Additionally, promoting domestic investments and encouraging local developers to participate in the market is essential for building a resilient real estate ecosystem. Policymakers should create incentives for domestic investors, fostering a balanced investment landscape that reduces dependence on foreign capital and enhances local economic growth.

 

Conclusion

 

The Indian real estate sector is at a crossroads, where opportunities coexist with significant challenges. While the sector shows promising developments, it must address the challenges posed by shifting investor preferences, economic volatility, and changing market dynamics. Emphasis on warehousing and logistics should not come at the expense of residential and commercial segments.

 

As the sector evolves, stakeholders must foster a balanced investment landscape that prioritizes resilience, adaptability, and sustainability.

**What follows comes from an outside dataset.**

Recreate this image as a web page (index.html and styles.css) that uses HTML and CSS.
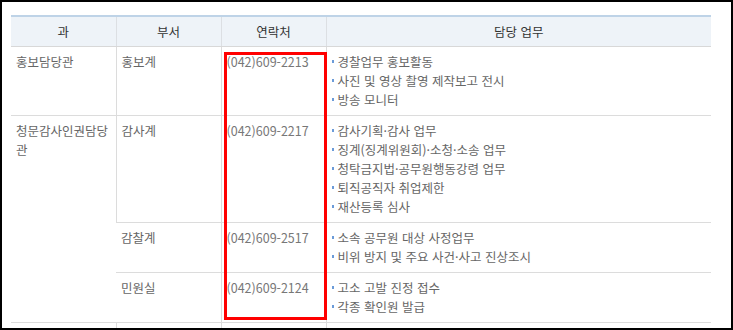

Real estate is not merely a financial asset; it is intrinsically linked to community development and urban stability. Investments should reflect this broader responsibility, ensuring that all segments of the real estate market receive due attention and support.

 

In conclusion, private equity in real estate in India is a multifaceted domain that demands critical engagement and strategic foresight. By navigating the complexities of the regulatory environment, addressing market challenges, and seizing emerging opportunities, stakeholders can contribute to a thriving real estate sector that benefits investors, developers, and communities alike.